In der Märkischen Allgemeinen Zeitung von letzter Woche und auch auf der am 10. Mai aktualisierten brandenburgischen NPD Internetpräsention echauffiert sich der Pressesprecher der rechtsextremen Partei, Thomas Salomon, über einen “gewalttätigen Angriff auf einen NPD — Amtsträger” am 1.Mai 2006 in Rathenow.
Angeblich haben zehn Linke den Vorsitzenden des NPD — Stadtverbandes, Marcell Horlebeck, auf dem Balkon seiner Wohnung in der Bahnhofsstraße 1 erkannt und ihn dann mit Flaschen und Pflastersteinen beworfen. Zudem sollen, laut Thomas Salomon, “Linksextremisten” unter dem Synonym „Antifaschisten“ in den letzten Wochen zunehmend Personen in Rathenow belästigen, die sie als NPD-Mitglieder zu erkennen glauben.
Die Wahrheit sieht hingegen anders aus. Tatsächlich wurden in den letzten Monaten mehrere linksorientierte und “afrodeutsche” Jugendliche von (Neo)nazis angegriffen und zum Teil erheblich verletzt, wogegen die Anzahl der Übergriffe auf (Neo)nazis gegen Null läuft.
Auch der angeprangerte Sachverhalt vom 1. Mai scheint an dieser Tatsache nur wenig zu ändern, sondern ist tatsächlich als wechselseitige Auseinandersetzung zu werten. Zwar unterstellt die NPD die Einseitigkeit des Angriffes von Links, verschweigt aber gleichzeitig das der Verbandschef den Konflikt, laut Zeugenaussagen, offenbar verbal und durch den Wurf einer Flasche selbst anzettelte.

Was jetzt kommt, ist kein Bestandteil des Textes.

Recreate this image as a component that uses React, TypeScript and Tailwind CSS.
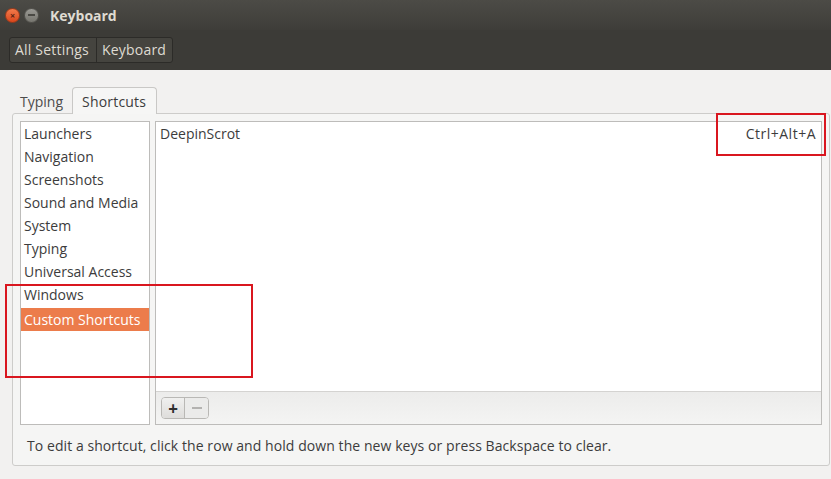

Auch die von Thomas Salomon gerügte mangelnde Bereitschaft der Polizei Anzeigen wegen “Landfriedensbruch” und “Sachbeschädigung” aufzunehmen, scheint wohl weniger in der Parteilichkeit mit den vermeintlichen Angreifern zu gründen, als denn in den rechtlichen Vorschriften. Der Straftatbestand “Landfriedensbruch” ist erst ab einer “Menschenmenge” von zwölf Personen gegeben und die tatsächlich eingeleitete Anzeige wegen “versuchter (gefährlicher) Körperverletzung” ist gerichtlich viel schwerwiegender als die der “Sachbeschädigung”.
Insofern kann Horlebeck sogar von Glück reden das er in ähnlicher Sache, nicht deswegen sondern eben wegen “Sachbeschädigung” verurteilt wurden war. Im März 2001 war der jetzige Rathenower NPD Vorsitzende im angetrunkenen Zustand mit Kameraden gegen 23 Uhr am Asylbewerberheim in Rathenow vorbeigelaufen und hatte sich mit den Begleitern in negativer Art über die dortigen Bewohner unterhalten. Aufgeputscht durch die Gespräche begann die Truppe das Heim mit Flaschen zu bewerfen. Als dies nicht zum Erfolg führte überwand Horlebeck den ca. 2 Meter hohen Schutzzaun, näherte sich dem Gebäude und warf mit einer Flasche auf ein beleuchtetes Innenfenster der Wohnung 61, wodurch die Scheibe zu Bruch ging.
Bemerkenswert ist aber auf jeden Fall das die Märkische Allgemeine Zeitung (MAZ) bzw. ihr Regionalteil “Westhavelländer” die NPD — Drohgebärde durch einen Presseartikel aufwertet, die Anschuldigungen der rechtsextremen Partei offenbar für richtig erachtet und ein Szenario suggeriert, das dem absurden Konstrukt “Gewaltspirale” in Potsdam ähnelt.